Let me say we have had the opportunity to get in contact with Dr. [Marcello] Vichi, who was lead engineer for the conceptualization of this Transaqua program; that contact became possible as a result of setting up this committee. That adds value to the fact that the
meeting was a success. The issue of transferring water from the Congo to Lake Chad is, to my mind, the surest way to save this region from so many other problems: not only the issue of climate change, but social, economic integration,and so many other things. During the donor conference, the decision of the political leaders was to stick to taking necessary steps within the Lake Chad area and the tributaries that feed Lake Chad, as a prerequisite to the grand plan to transfer water. From the engineering standpoint, you cannot begin to actualize the transfer of water from the Obangi to Lake Chad, when you know that Lake Chad, as it is now, cannot receive the water. So yes, we may have some people who are not supporting it at this point in time, but we are not deterred. We are able to articulate good reasons to show them the need to support this program. We are trying to make the work for the transfer of water from the Obangi to Lake Chad a priority; we will show the details and the economic analysis for the program to sell itself, so the revenues can be generated. But now we are concerned about the immediate actions needed to prepare the ground, as it were, for receiving the water.

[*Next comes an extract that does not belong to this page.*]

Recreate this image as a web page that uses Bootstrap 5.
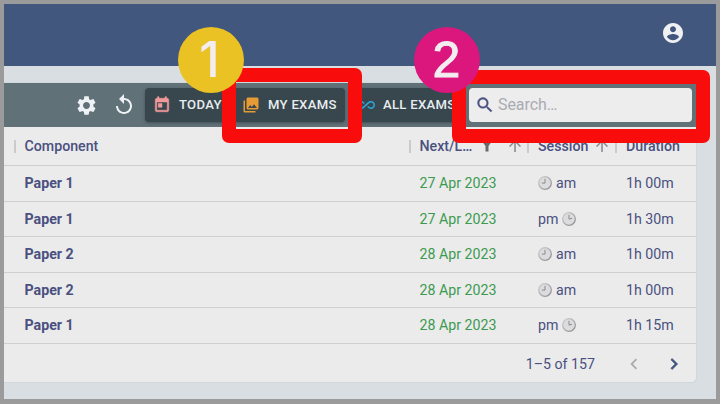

EIR: Yesterday my wife and I had the pleasure of taking a boat ride on Lake Chad; we visited a fishing community, where unfortunately, the living conditions were not sufficient for the kind of development of people we need. Do you think that the development of Transaqua would improve the economic conditions of these communities that depend on the lake?

Abdullahi: This is one of the issues we are trying to address, really, to say that this interbasin water transfer program is a long-term issue. The village you saw
is an “illegal settlement”; it is supposed to be part of the lake. So we are actually doing a census to map out these locations for eventual relocation in the future.
We carry out activities to identify new [villages], and to see if old ones have moved; we are tracking them. Eventually, we will know how to plan to relocate them
in an environmentally friendly way, with less social problems, because once you bring in water, you are telling those villagers they have to go. So we are planning.
I had a TV interview about a year and half ago, and I mentioned that we need to identify the people who are living in the lake illegally, as it were. and then try to relocate them properly, with their own consensus, in an environmentally friendly way, prior to the actual
transfer of water. We are not even encouraging infrastructure development in those places for now, because we need to relocate the people. We want to ensure that the new locations we are proposing that these people go to will be so attractive that they would prefer to go there than stay where they are— hopefully, if we get the support.

EIR: We received a letter from Dr. Vichi, the author of Transaqua,
which he wrote for the meeting of the International Scientific Advisory
Committee [see accompanying article], and he challenged the LCBC and
its members to take up Transaqua, because it is an economic development program that will affect not only the Lake Chad Basin but the Congo Basin as well. He said in his letter,
“It is in the interest of your children and grandchildren” to take up this challenge. I was wondering if you could respond to that.
Abdullahi: Yes, thank you. Actually, I am writing a
reply to Dr. Vichi to appreciate his interest in this issue and his commitment to Transaqua and the transfer project. Reality speaks for itself. Since I came on board, I
have been trying to find this guy. and luckily for me. I met one gentleman, Lawrence Freeman, in Washington, D.C., who was able to catalyze this process and got
me involved. I hope before the end of this year I will go to Italy to find Dr. Vichi, because I consider him the key to our success. I consider him a “reservoir” of knowledge that we need to go to and swim in and drink. And I am sure that knowing him is going to help this program a lot and help the commission.

EIR: Thank you very much for this interview. My wife and I wish the greatest success to the Lake Chad Basin Commission, and we believe that they are in good hands under your leadership, and look forward to future trips and travels and collaboration with
Abdullahi: Thank you very much, and my regards
to Executive Intelligence Review, and we hope to collaborate
more, and we need you to make our case known
to all those who will listen and try to convince them to
do something. And that the time is now!